Note that data hiding not only prevents you from accessing data directly, but it also absolves you (in the roll as a user of the class) from needing to know how the data is represented. For example, the show() member displays, among other things, the total value of a holding. This value can be stored as part of an object, as the code in Listing 10.1 does, or it can be calculated when needed. From the standpoint of using the class, it makes no difference which approach is used. What you do need to know is what the different member functions accomplish; that is, you need to know what kinds of arguments a member function takes and what kind of return value it has. The principle is to separate the details of the implementation from the design of the interface. If you later find a better way to implement the data representation or the details of the member functions, you can change those details without changing the program interface, and that makes programs much easier to maintain.

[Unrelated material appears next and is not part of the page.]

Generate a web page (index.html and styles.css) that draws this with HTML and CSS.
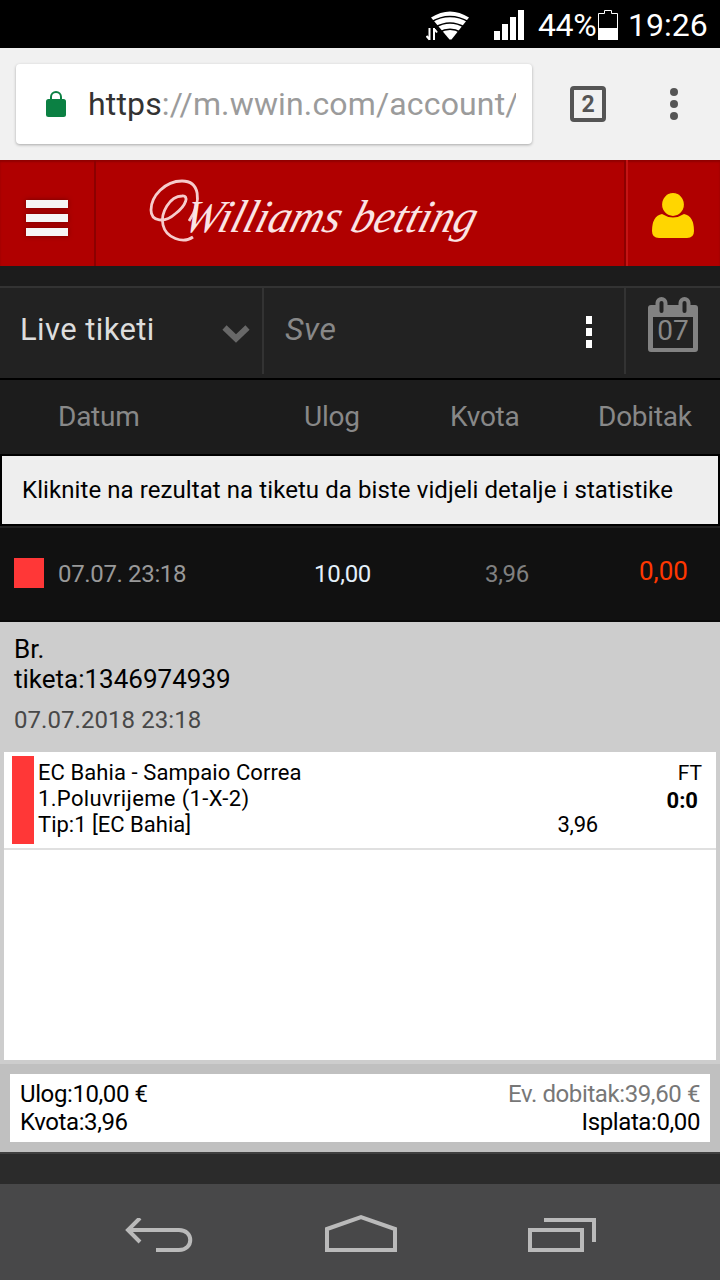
FILE: index.html
```html
<!DOCTYPE html>
<html lang="bs">
<head>
    <meta charset="UTF-8">
    <meta name="viewport" content="width=device-width, initial-scale=1.0">
    <title>Williams betting</title>
    <link rel="stylesheet" href="styles.css">
</head>
<body>
    <!-- Status bar -->
    <div class="status">
        <svg class="wifi" width="44" height="32" viewBox="0 0 44 32">
            <path d="M5 8.500Q24-3.500 43 8.500L25.500 30.500H23.500Z" fill="#fff"/>
            <path d="M5 13Q24 2 43 13M9 18.500Q24 9.500 39 18.500M13 23.500Q24 17 35 23.500" fill="none" stroke="#000" stroke-width="1.700"/>
            <path d="M0 18H9L13 23V32H0Z" fill="#000"/>
            <path d="M3.500 19V31M0.500 27L3.500 30.500M8 31V19M8 19.500L11 23.500" fill="none" stroke="#fff" stroke-width="2"/>
        </svg>
        <svg class="signal" width="30" height="30" viewBox="0 0 30 30" fill="#fff">
            <path d="M0 21h6v9H0zM8 14h6v16H8zM16 7h6v23h-6zM24 0h6v30h-6z"/>
        </svg>
        <span class="percent">44%</span>
        <svg class="battery" width="20" height="30" viewBox="0 0 20 30">
            <path d="M0.500 3.500H6.500V0.500H13.500V3.500H19.500V29.500H0.500Z" fill="none" stroke="#fff"/>
            <path d="M0 18h20v12H0z" fill="#fff"/>
        </svg>
        <span class="clock">19:26</span>
    </div>

    <!-- Browser bar -->
    <div class="browser">
        <div class="address">
            <svg width="20" height="26" viewBox="0 0 20 26">
                <path d="M5 9V6a5 5 0 0 1 10 0v3" fill="none" stroke="#0b8043" stroke-width="2"/>
                <rect y="8" width="20" height="18" rx="2.500" fill="#0b8043"/>
            </svg>
            <div class="url"><b>https</b>://m.wwin.com/account/</div>
        </div>
        <div class="tabs">2</div>
        <svg class="dots" width="8" height="32" viewBox="0 0 8 32" fill="#555">
            <circle cx="4" cy="4" r="4"/><circle cx="4" cy="16" r="4"/><circle cx="4" cy="28" r="4"/>
        </svg>
    </div>

    <!-- Site header -->
    <div class="header">
        <div class="menu-icon">
            <div></div>
            <div></div>
            <div></div>
        </div>
        <div class="brand">
            <svg width="350" height="100" viewBox="0 0 350 100">
                <path d="M44 57C58 36 54 17 37 17C20 17 6 32 6 46C6 58 20 59 30 50C42 41 44 31 37 32C25 32 15 49 18 61C21 74 38 80 48 73" fill="none" stroke="#f6cccc" stroke-width="2.800"/>
                <text class="logo-text" transform="translate(36 68) skewX(-16)" textLength="292" lengthAdjust="spacingAndGlyphs">Williams betting</text>
            </svg>
        </div>
        <div class="user">
            <svg width="44" height="48" viewBox="0 0 44 48" fill="#ffd600">
                <path d="M11 22Q1 24 1 39Q1 46 8 46H36Q43 46 43 39Q43 24 33 22Q22 29 11 22Z"/>
                <ellipse cx="22" cy="12.500" rx="11.500" ry="12" stroke="#b00000" stroke-width="1.200"/>
            </svg>
        </div>
    </div>

    <!-- Filters -->
    <div class="filters">
        <div class="select">
            <span>Live tiketi</span>
            <svg width="28" height="20" viewBox="0 0 28 20">
                <path d="M2.500 3.500L14 14.500L25.500 3.500" fill="none" stroke="#686868" stroke-width="6"/>
            </svg>
        </div>
        <div class="search">
            <i>Sve</i>
            <svg width="8" height="34" viewBox="0 0 8 34" fill="#fff">
                <path d="M1 1h6v8H1zM1 13h6v8H1zM1 25h6v8H1z"/>
            </svg>
        </div>
        <div class="calendar">
            <svg width="52" height="56" viewBox="0 0 52 56">
                <path d="M4 8H48Q51 8 51 11V52Q51 55 48 55H4Q1 55 1 52V11Q1 8 4 8ZM6 20V51H46V20Z" fill="#828282" fill-rule="evenodd"/>
                <path d="M14.500 14V6M37.500 14V6" fill="none" stroke="#828282" stroke-width="12" stroke-linecap="round"/>
                <path d="M14.500 14V6M37.500 14V6" fill="none" stroke="#222" stroke-width="4" stroke-linecap="round"/>
            </svg>
            <span>07</span>
        </div>
    </div>

    <!-- Ticket list -->
    <div class="columns">
        <span class="c-date">Datum</span>
        <span class="c-stake">Ulog</span>
        <span class="c-odds">Kvota</span>
        <span class="c-win">Dobitak</span>
    </div>
    <div class="note"><span>Kliknite na rezultat na tiketu da biste vidjeli detalje i statistike</span></div>
    <div class="ticket">
        <div class="lost"></div>
        <span class="t-date">07.07. 23:18</span>
        <span class="t-stake">10,00</span>
        <span class="t-odds">3,96</span>
        <span class="t-win">0,00</span>
    </div>

    <!-- Ticket details -->
    <div class="details">
        <div class="number">Br.<br><span>tiketa:1346974939</span></div>
        <div class="time">07.07.2018 23:18</div>
        <div class="bets">
            <div class="bet">
                <div class="mark"></div>
                <div class="match">
                    <div><span class="name">EC Bahia - Sampaio Correa</span></div>
                    <div><span class="market">1.Poluvrijeme (1-X-2)</span></div>
                    <div class="tip"><span>Tip:1 [EC Bahia]</span><span class="odds">3,96</span></div>
                </div>
                <div class="result">
                    <div class="period">FT</div>
                    <div class="score">0:0</div>
                </div>
            </div>
        </div>
    </div>
    <div class="total">
        <div class="sum">
            <div><span>Ulog:10,00 €</span><span class="possible">Ev. dobitak:39,60 €</span></div>
            <div><span>Kvota:3,96</span><span>Isplata:0,00</span></div>
        </div>
    </div>
    <div class="page-end"></div>

    <!-- Phone buttons -->
    <div class="nav">
        <svg width="68" height="34" viewBox="0 0 68 34">
            <path d="M15 0L3 12L15 24M3 12H54C69 12 69 32 54 32H31" fill="none" stroke="#bababa" stroke-width="4"/>
        </svg>
        <svg width="72" height="38" viewBox="0 0 72 38">
            <path d="M2 15L36 3L70 15V36H2Z" fill="none" stroke="#bababa" stroke-width="4"/>
        </svg>
        <svg width="68" height="34" viewBox="0 0 68 34">
            <path d="M2 12H54V32H2ZM16 2H66V24" fill="none" stroke="#bababa" stroke-width="4"/>
        </svg>
    </div>
</body>
</html>
```
FILE: styles.css
```css
* {
    box-sizing: border-box;
}
body {
    margin: 0;
    width: 720px;
    height: 1280px;
    overflow: hidden;
    background-color: #1c1c1c;
    font-family: Roboto, "Liberation Sans", sans-serif;
    font-size: 24px;
    color: #000;
    white-space: nowrap;
}
svg {
    display: block;
    flex-shrink: 0;
}

/* Status bar */
.status {
    display: flex;
    align-items: center;
    height: 48px;
    padding: 1px 0 0 426px;
    background-color: #000;
    color: #fff;
    font-size: 32px;
}
.signal {
    margin-left: 24px;
}
.percent {
    width: 59px;
    margin-left: 14px;
    letter-spacing: -0.4px;
}
.battery {
    margin-left: 1px;
}
.clock {
    margin-left: 10px;
}

/* Browser bar */
.browser {
    display: flex;
    align-items: center;
    height: 112px;
    padding-left: 16px;
    background-color: #f1f1f1;
}
.address {
    display: flex;
    align-items: center;
    width: 516px;
    height: 80px;
    padding-left: 30px;
    background-color: #fff;
    border-radius: 4px;
    box-shadow: 0 1px 3px rgba(0, 0, 0, 0.3);
}
.url {
    width: 428px;
    margin-left: 22px;
    overflow: hidden;
    font-size: 32px;
    letter-spacing: 0.15px;
    color: #9b9b9b;
}
.url b {
    font-weight: normal;
    color: #333;
}
.tabs {
    width: 36px;
    height: 36px;
    margin-left: 38px;
    border: 4px solid #555;
    border-radius: 4px;
    color: #555;
    font-size: 23px;
    font-weight: bold;
    line-height: 30px;
    text-align: center;
}
.dots {
    margin-left: 64px;
}

/* Site header */
.header {
    display: flex;
    height: 106px;
    background-color: #b00000;
    box-shadow: inset 0 2px 2px #900000;
}
.menu-icon {
    width: 96px;
    padding: 40px 0 0 26px;
    border-right: 2px solid #8c0000;
}
.menu-icon div {
    width: 42px;
    height: 8px;
    margin-bottom: 6px;
    background-color: #f5f5f5;
    box-shadow: 0 0 5px #700000;
}
.brand {
    width: 530px;
    padding: 4px 0 0 49px;
    border-right: 2px solid #8c0000;
}
.logo-text {
    font-family: "Liberation Serif", serif;
    font-size: 46px;
    font-style: italic;
    fill: #fbe4e4;
}
.user {
    flex: 1;
    padding: 32px 0 0 23px;
    border-left: 2px solid #c41414;
}

/* Filters */
.filters {
    display: flex;
    height: 94px;
    margin-top: 20px;
    padding-bottom: 4px;
    background-color: #222;
    border-top: 2px solid #333;
    border-bottom: 2px solid #000;
}
.select {
    display: flex;
    align-items: center;
    justify-content: space-between;
    width: 264px;
    padding: 0 12px 0 20px;
    border-right: 2px solid #333;
    color: #ddd;
    font-size: 31px;
    letter-spacing: 0.4px;
}
.select span {
    padding-bottom: 4px;
}
.select svg {
    margin-top: 5px;
}
.search {
    display: flex;
    align-items: center;
    justify-content: space-between;
    width: 362px;
    padding: 0 31px 0 21px;
    border-right: 2px solid #333;
    color: #888;
    font-size: 32px;
    letter-spacing: 0.6px;
}
.search i {
    padding-bottom: 4px;
}
.search svg {
    margin-top: 2px;
}
.calendar {
    position: relative;
    padding: 9px 0 0 21px;
}
.calendar span {
    position: absolute;
    top: 26px;
    left: 21px;
    width: 52px;
    color: #888;
    font-size: 28px;
    text-align: center;
}

/* Ticket list */
.columns {
    display: flex;
    align-items: center;
    height: 74px;
    padding: 0 0 2px 58px;
    color: #888;
    font-size: 28px;
    letter-spacing: -0.25px;
}
.c-date {
    width: 246px;
}
.c-stake {
    width: 146px;
}
.c-odds {
    width: 148px;
}
.note {
    height: 72px;
    padding-left: 20px;
    border: 2px solid #000;
    background-color: #eee;
    letter-spacing: 0.08px;
    line-height: 68px;
}
.ticket {
    display: flex;
    align-items: center;
    height: 96px;
    padding-left: 14px;
    border-top: 2px solid #222;
    border-bottom: 2px solid #080808;
    background-color: #111;
    color: #999;
    letter-spacing: -0.35px;
}
.lost {
    width: 30px;
    height: 30px;
    margin-top: -2px;
    background-color: #ff3737;
}
.t-date {
    width: 256px;
    margin-left: 14px;
}
.t-stake {
    width: 171px;
    color: #e4f0fa;
}
.t-odds {
    width: 154px;
    color: #808080;
}
.t-win {
    padding-bottom: 6px;
    color: #ff3700;
    font-size: 26px;
    letter-spacing: 0;
}

/* Ticket details */
.details {
    height: 442px;
    padding: 12px 4px 0;
    background-color: #cdcdcd;
}
.number {
    padding-left: 10px;
    font-size: 26px;
    line-height: 30px;
}
.time {
    margin-top: 12px;
    padding-left: 10px;
    color: #484848;
    letter-spacing: 0.06px;
    line-height: 28px;
}
.bets {
    height: 308px;
    margin-top: 18px;
    background-color: #fff;
}
.bet {
    display: flex;
    height: 98px;
    padding: 4px 8px;
    border-bottom: 2px solid #e0e0e0;
    font-size: 22px;
    line-height: 26px;
}
.mark {
    width: 22px;
    height: 88px;
    background-color: #ff3737;
}
.match {
    width: 564px;
    padding: 4px 0 0 4px;
}
.name {
    letter-spacing: 0.08px;
}
.market {
    letter-spacing: 0.35px;
}
.tip {
    display: flex;
    justify-content: space-between;
}
.odds {
    letter-spacing: -0.2px;
}
.result {
    flex: 1;
    padding-top: 4px;
    text-align: right;
}
.period {
    padding-right: 6px;
    font-size: 21px;
}
.score {
    margin-top: 2px;
    padding-right: 10px;
    font-weight: bold;
}
.total {
    height: 88px;
    padding: 10px;
    background-color: #c0c0c0;
}
.sum {
    height: 68px;
    padding: 6px 10px;
    background-color: #fff;
    letter-spacing: -0.4px;
    line-height: 28px;
}
.sum div {
    display: flex;
    justify-content: space-between;
}
.possible {
    color: #777;
}
.page-end {
    height: 32px;
    border-top: 2px solid #404040;
    background-color: #2b2b2b;
}

/* Phone buttons */
.nav {
    display: flex;
    align-items: flex-end;
    justify-content: space-between;
    height: 96px;
    padding: 0 124px 28px 125px;
    background-color: #484849;
}
```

Member Access Control: Public or Private?

You can declare class members, whether they are data items or member functions, either in the public or the private section of a class. But because one of the main precepts of OOP is to hide the data, data items normally go into the private section. The member functions that constitute the class interface go into the public section; otherwise, you can’t call those functions from a program. As the Stock declaration shows, you can also put member functions in the private section. You can’t call such functions directly from a program, but the public methods can use them. Typically, you use private member functions to handle implementation details that don’t form part of the public interface.

You don’t have to use the keyword private in class declarations because that is the default access control for class objects:

class World
{
    float mass;          // private by default
    char name[20];       // private by default
public:
    void tellall(void);
    ...
};

However, this book explicitly uses the private label in order to emphasize the concept of data hiding.